**OBJECTIVE:** Tally the lines containing "index" and report the number alone.

**DATA BLOCK:**
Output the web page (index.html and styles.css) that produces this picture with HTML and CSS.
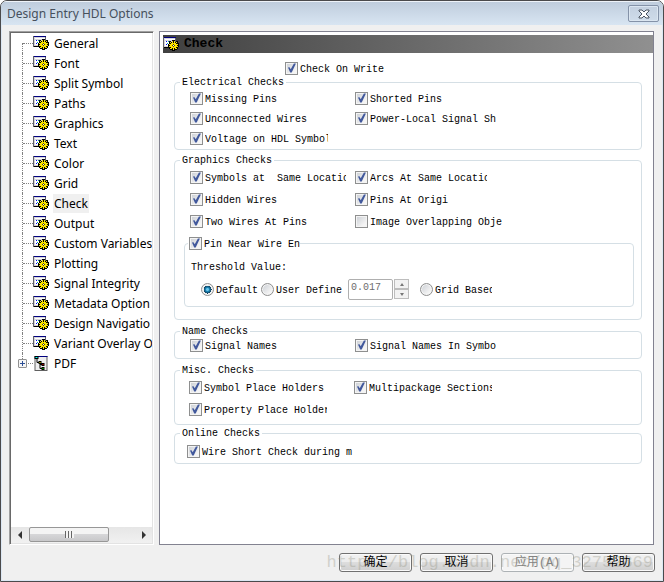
FILE: index.html
```html
<!DOCTYPE html>
<html lang="en">
<head>
<meta charset="utf-8">
<title>Design Entry HDL Options</title>
<link rel="stylesheet" href="styles.css">
</head>
<body>
<svg class="defs" aria-hidden="true">
  <symbol id="options-icon" viewBox="0 0 16 14">
    <path fill="#606068" d="M0 0h13v11H0z"/>
    <path fill="#d4d4dc" d="M1 1h11v9H1z"/>
    <path fill="#000080" d="M1 0h12v1H1z"/>
    <path fill="#fff" d="M2 2h10v1H2zM2 4h4v5H2z"/>
    <path fill="#00f" d="M3 4h1v1H3zM3 7h1v1H3z"/>
    <path fill="#00a0a0" d="M5 4h1v1H5zM4 6h1v1H4z"/>
    <path fill="#008000" d="M5 7h1v1H5z"/>
    <path fill="#000" d="M1 10h5v1H1zM6 4h2v1h1V3h3v2h1V4h2v2h1v4h-1v2h-1v1h-2v1H9v-1H7v-1H6v-2H5V7h1z"/>
    <path fill="#ffe800" d="M7 5h1v1h1V4h1v2h1V4h1v2h1V5h1v1h-1v1h2v1h-1v1h1v1h-2v1h1v1h-2v-1h-1v2h-1v-2H9v1H7v-1h1v-1H6V9h1V8H6V7h2V6H7z"/>
    <path fill="#fff" d="M10 8h1v1h-1z"/>
    <path fill="#504800" d="M9 8h1v1H9zM11 8h1v1h-1zM10 7h1v1h-1zM10 9h1v1h-1z"/>
  </symbol>
  <symbol id="pdf-icon" viewBox="0 0 13 15">
    <path fill="#606060" d="M0 0h13v15H0z"/>
    <path fill="#eee" d="M1 1h11v13H1z"/>
    <path fill="#000080" d="M3 0h10v1H3z"/>
    <path fill="none" stroke="#000" d="M2.500 3v3.500H5M5.500 6v6.500H8M5.500 8.500H8"/>
    <path fill="#000" d="M0 0h4v3H0zM4 5h3v3H4zM7 7h3v3H7zM7 11h3v3H7z"/>
    <path fill="#0ff" d="M1 1h2v1H1z"/>
    <path fill="#ff0" d="M5 6h1v1H5z"/>
    <path fill="#f00" d="M8 8h1v1H8z"/>
    <path fill="#0f0" d="M8 12h1v1H8z"/>
  </symbol>
</svg>
<div class="window">
  <header class="titlebar">
    <h1>Design Entry HDL Options</h1>
    <button class="close" type="button" aria-label="Close">
      <svg width="12" height="10" viewBox="0 0 12 10" aria-hidden="true">
        <path d="M1 1h3l2 2 2-2h3v1L8 5l3 3v1H8L6 7 4 9H1V8l3-3-3-3z" fill="#fff" stroke="#4b5563"/>
      </svg>
    </button>
  </header>
  <div class="content">
    <nav class="tree">
      <ul>
        <li><svg><use href="#options-icon"/></svg><a href="#general">General</a></li>
        <li><svg><use href="#options-icon"/></svg><a href="#font">Font</a></li>
        <li><svg><use href="#options-icon"/></svg><a href="#split">Split Symbol</a></li>
        <li><svg><use href="#options-icon"/></svg><a href="#paths">Paths</a></li>
        <li><svg><use href="#options-icon"/></svg><a href="#graphics">Graphics</a></li>
        <li><svg><use href="#options-icon"/></svg><a href="#text">Text</a></li>
        <li><svg><use href="#options-icon"/></svg><a href="#color">Color</a></li>
        <li><svg><use href="#options-icon"/></svg><a href="#grid">Grid</a></li>
        <li><svg><use href="#options-icon"/></svg><a class="selected" href="#check">Check</a></li>
        <li><svg><use href="#options-icon"/></svg><a href="#output">Output</a></li>
        <li><svg><use href="#options-icon"/></svg><a href="#variables">Custom Variables</a></li>
        <li><svg><use href="#options-icon"/></svg><a href="#plotting">Plotting</a></li>
        <li><svg><use href="#options-icon"/></svg><a href="#integrity">Signal Integrity</a></li>
        <li><svg><use href="#options-icon"/></svg><a href="#metadata">Metadata Option</a></li>
        <li><svg><use href="#options-icon"/></svg><a href="#navigation">Design Navigatio</a></li>
        <li><svg><use href="#options-icon"/></svg><a href="#overlay">Variant Overlay O</a></li>
        <li class="branch"><button class="expander" type="button" aria-label="Expand"></button><svg><use href="#pdf-icon"/></svg><a href="#pdf">PDF</a></li>
      </ul>
      <div class="scrollbar">
        <button class="arrow left" type="button" aria-label="Scroll left"></button>
        <div class="track"><div class="thumb"></div></div>
        <button class="arrow right" type="button" aria-label="Scroll right"></button>
      </div>
    </nav>
    <main class="panel">
      <h2 class="banner"><svg><use href="#options-icon"/></svg>Check</h2>
      <label class="option on-write"><input type="checkbox" checked><span>Check On Write</span></label>

      <fieldset class="electrical">
        <legend>Electrical Checks</legend>
        <div class="options">
          <label class="option"><input type="checkbox" checked><span>Missing Pins</span></label>
          <label class="option"><input type="checkbox" checked><span>Shorted Pins</span></label>
          <label class="option"><input type="checkbox" checked><span>Unconnected Wires</span></label>
          <label class="option"><input type="checkbox" checked><span>Power-Local Signal Sh</span></label>
          <label class="option"><input type="checkbox" checked><span class="cut">Voltage on HDL Symbol</span></label>
        </div>
      </fieldset>

      <fieldset class="graphics">
        <legend>Graphics Checks</legend>
        <div class="options">
          <label class="option"><input type="checkbox" checked><span class="cut">Symbols at  Same Locatio</span></label>
          <label class="option"><input type="checkbox" checked><span class="cut">Arcs At Same Locatio</span></label>
          <label class="option"><input type="checkbox" checked><span>Hidden Wires</span></label>
          <label class="option"><input type="checkbox" checked><span>Pins At Origi</span></label>
          <label class="option"><input type="checkbox" checked><span>Two Wires At Pins</span></label>
          <label class="option"><input type="checkbox"><span>Image Overlapping Obje</span></label>
        </div>
        <fieldset class="threshold">
          <legend><label class="option"><input type="checkbox" checked><span>Pin Near Wire En</span></label></legend>
          <p id="threshold-label">Threshold Value:</p>
          <div class="choices" role="radiogroup" aria-labelledby="threshold-label">
            <label class="option"><input type="radio" name="threshold" checked><span>Default</span></label>
            <label class="option"><input type="radio" name="threshold"><span>User Define</span></label>
            <div class="spinner">
              <input type="text" value="0.017" aria-label="User defined threshold" disabled>
              <div class="steps">
                <button class="up" type="button" aria-label="Increase" disabled></button>
                <button class="down" type="button" aria-label="Decrease" disabled></button>
              </div>
            </div>
            <label class="option"><input type="radio" name="threshold"><span class="cut">Grid Based</span></label>
          </div>
        </fieldset>
      </fieldset>

      <fieldset class="names">
        <legend>Name Checks</legend>
        <div class="options">
          <label class="option"><input type="checkbox" checked><span>Signal Names</span></label>
          <label class="option"><input type="checkbox" checked><span>Signal Names In Symbo</span></label>
        </div>
      </fieldset>

      <fieldset class="misc">
        <legend>Misc. Checks</legend>
        <div class="options">
          <label class="option"><input type="checkbox" checked><span>Symbol Place Holders</span></label>
          <label class="option"><input type="checkbox" checked><span class="cut">Multipackage Sections</span></label>
          <label class="option"><input type="checkbox" checked><span class="cut">Property Place Holder</span></label>
        </div>
      </fieldset>

      <fieldset class="online">
        <legend>Online Checks</legend>
        <div class="options">
          <label class="option"><input type="checkbox" checked><span>Wire Short Check during m</span></label>
        </div>
      </fieldset>
    </main>
  </div>
  <footer class="actions">
    <button type="button">确定</button>
    <button type="button">取消</button>
    <button type="button" disabled>应用(A)</button>
    <button type="button">帮助</button>
    <span class="watermark">http://blog.csdn.net/qq_32752869</span>
  </footer>
</div>
</body>
</html>
```
FILE: styles.css
```css
* { box-sizing: border-box; }

body {
  margin: 0;
  background: #fff;
  color: #000;
  font: 10px/12px "Liberation Mono", "Noto Sans CJK SC", monospace;
}

button, input { font: inherit; margin: 0; padding: 0; }
.defs { position: absolute; width: 0; height: 0; }

.window {
  display: flex;
  flex-direction: column;
  min-height: 100vh;
  border: 1px solid #4a4a4c;
  border-radius: 7px 7px 0 0;
  background: #f0f0f0;
  box-shadow: inset 0 0 0 1px #dce7f3;
  overflow: hidden;
}

.titlebar {
  display: flex;
  align-items: center;
  justify-content: space-between;
  height: 24px;
  padding: 0 4px 0 6px;
  border-top: 1px solid #eef3f9;
  background: linear-gradient(#bfcddd, #d8e5f2);
}
.titlebar h1 {
  margin: 0;
  color: #46505c;
  font: 12px/20px "Noto Sans", sans-serif;
}
.close {
  display: flex;
  align-items: center;
  justify-content: center;
  width: 31px;
  height: 17px;
  border: 1px solid #8492a8;
  border-radius: 2px;
  background: linear-gradient(#c3d0e0, #cfdcea);
  box-shadow: inset 0 0 0 1px #dbe6f1;
}

.content {
  display: flex;
  flex: 1;
  gap: 6px;
  padding: 6px 9px 0 8px;
}

.tree {
  display: flex;
  flex-direction: column;
  flex: none;
  width: 145px;
  margin-right: -1px;
  border: 1px solid;
  border-color: #a0a0a0 #fff #fff #a0a0a0;
  box-shadow: inset 1px 1px #696969, inset -1px -1px #e3e3e3;
  background: #fff;
  font: 12px/19px "Noto Sans", sans-serif;
}
.tree ul {
  flex: 1;
  margin: 1px 1px 0;
  padding: 0;
  list-style: none;
  overflow: hidden;
}
.tree li {
  position: relative;
  display: flex;
  align-items: center;
  height: 20px;
  padding-left: 22px;
  white-space: nowrap;
}
.tree li::before {
  content: "";
  position: absolute;
  left: 11px;
  top: 0;
  height: 20px;
  border-left: 1px dotted #808080;
}
.tree li:first-child::before { top: 10px; height: 10px; }
.tree li:last-child::before { height: 10px; }
.tree li::after {
  content: "";
  position: absolute;
  left: 12px;
  top: 10px;
  width: 10px;
  border-top: 1px dotted #808080;
}
.tree svg { flex: none; width: 16px; height: 14px; margin-right: 4px; }
.tree .branch svg { height: 15px; }
.tree a { padding: 0 1px; color: #000; text-decoration: none; }
.tree a.selected { background: #f0f0f0; }
.expander {
  position: absolute;
  z-index: 1;
  left: 7px;
  top: 6px;
  width: 9px;
  height: 9px;
  border: 1px solid #919191;
  border-radius: 1px;
  background:
    linear-gradient(#2b4d94, #2b4d94) center / 5px 1px no-repeat,
    linear-gradient(#2b4d94, #2b4d94) center / 1px 5px no-repeat,
    #f5f5f5;
}

.scrollbar {
  display: flex;
  height: 16px;
  margin: 0 1px 1px;
  background: linear-gradient(#e6e6e6, #f1f1f1);
}
.track { flex: 1; padding: 0 1px; }
.thumb {
  width: 80px;
  height: 15px;
  border: 1px solid #979797;
  border-radius: 2px;
  background:
    repeating-linear-gradient(90deg, #666 0 1px, #f4f4f4 1px 3px) center / 9px 7px no-repeat,
    linear-gradient(#f4f4f4 50%, #d6d6d8 50%, #c8c8ca);
}
.arrow {
  display: flex;
  align-items: center;
  justify-content: center;
  width: 17px;
  border: 0;
  background: none;
}
.arrow::before { content: ""; border: 4px solid transparent; }
.arrow.left::before { border-left-width: 0; border-right-color: #333; }
.arrow.right::before { border-right-width: 0; border-left-color: #333; }

.panel {
  flex: 1;
  min-width: 0;
  padding: 3px 0 0;
  border: 1px solid #828290;
  background: #fff;
}
.banner {
  display: flex;
  align-items: center;
  height: 18px;
  margin: 0 0 8px 3px;
  background: linear-gradient(90deg, #404040, #909090);
  font-size: 13px;
  font-weight: bold;
  line-height: 18px;
}
.banner svg { width: 16px; height: 14px; margin-right: 5px; }

.option { display: flex; align-items: center; gap: 2px; }
.option span { padding-top: 4px; line-height: 10px; white-space: pre; }
.option .cut { clip-path: inset(0 3px 0 0); }
.on-write { width: max-content; margin: 0 0 0 125px; }

fieldset {
  min-width: 0;
  margin: 4px 11px 0 14px;
  padding: 0;
  border: 1px solid #d5dfe5;
  border-radius: 4px;
}
legend { margin-left: 5px; padding: 2px 2px 0; line-height: 10px; }

.options {
  display: grid;
  grid-template-columns: 165px max-content;
  grid-auto-rows: 22px;
  align-items: center;
  padding-left: 15px;
}
.options .option { justify-self: start; }
.electrical { margin-top: 1px; padding-bottom: 1px; }
.electrical .options { grid-auto-rows: 20px; }
.graphics { padding-bottom: 12px; }
.names { margin-top: 5px; padding-bottom: 5px; }
.names .options { grid-auto-rows: 16px; }
.misc { margin-top: 5px; padding-bottom: 4px; }
.misc .options { padding-left: 14px; }
.online { margin-top: 2px; }
.online .options { grid-auto-rows: 24px; padding-left: 12px; }

.threshold { margin: 4px 7px 0 9px; padding-bottom: 6px; }
.threshold legend { margin-left: 3px; padding: 0 0 0 1px; }
.threshold p { margin: 8px 0 0 6px; line-height: 20px; }
.choices { display: flex; align-items: center; height: 22px; padding-left: 16px; gap: 3px; }
.spinner { display: flex; align-items: center; gap: 1px; margin: 0 8px 0 3px; }
.spinner input {
  width: 45px;
  height: 21px;
  padding: 0 2px 3px;
  border: 1px solid #afafaf;
  border-radius: 2px;
  background: #fff;
  color: #6d6d6d;
}
.steps button {
  display: flex;
  align-items: center;
  justify-content: center;
  width: 15px;
  height: 10px;
  border: 1px solid #bdbdbd;
  background: #f2f2f2;
}
.steps button::before { content: ""; border: 2px solid transparent; }
.steps .up::before { border-top: 0; border-bottom: 3px solid #777; }
.steps .down::before { border-bottom: 0; border-top: 3px solid #777; }

input[type="checkbox"], input[type="radio"] {
  flex: none;
  appearance: none;
  width: 13px;
  height: 13px;
  border: 1px solid #8e8f8f;
  background: linear-gradient(135deg, #c9cdd3, #f4f4f4 75%);
  box-shadow: inset 0 0 0 1px #f4f4f4;
}
input[type="checkbox"]:checked::before {
  content: "";
  display: block;
  width: 11px;
  height: 11px;
  background: #41589c;
  clip-path: polygon(18% 46%, 32% 43%, 43% 62%, 72% 10%, 90% 10%, 52% 92%, 38% 92%);
}
input[type="radio"] { border-radius: 50%; }
input[type="radio"]:checked {
  background: radial-gradient(circle at 50% 50%, #6cc5ea 0 1px, #1784b5 2px, #123650 4px, #eee 4px);
}

.actions {
  position: relative;
  display: flex;
  justify-content: flex-end;
  gap: 8px;
  padding: 8px 8px 9px;
}
.actions button {
  width: 73px;
  height: 19px;
  border: 1px solid #707070;
  border-radius: 3px;
  background: linear-gradient(#f2f2f2, #ebebeb 50%, #dddddd 50%, #cfcfcf);
  box-shadow: inset 0 0 0 1px #fafafa;
  color: #000;
  font: 12px/16px "Liberation Mono", "Noto Sans CJK SC", sans-serif;
}
.actions button:disabled { border-color: #adb2b5; background: #f4f4f4; color: #838383; }
.watermark {
  position: absolute;
  right: 10px;
  top: 8px;
  color: #8a8a78;
  font-size: 17px;
  line-height: 20px;
  opacity: 0.3;
  pointer-events: none;
}
```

**RESULT OF THIS EXERCISE:** 3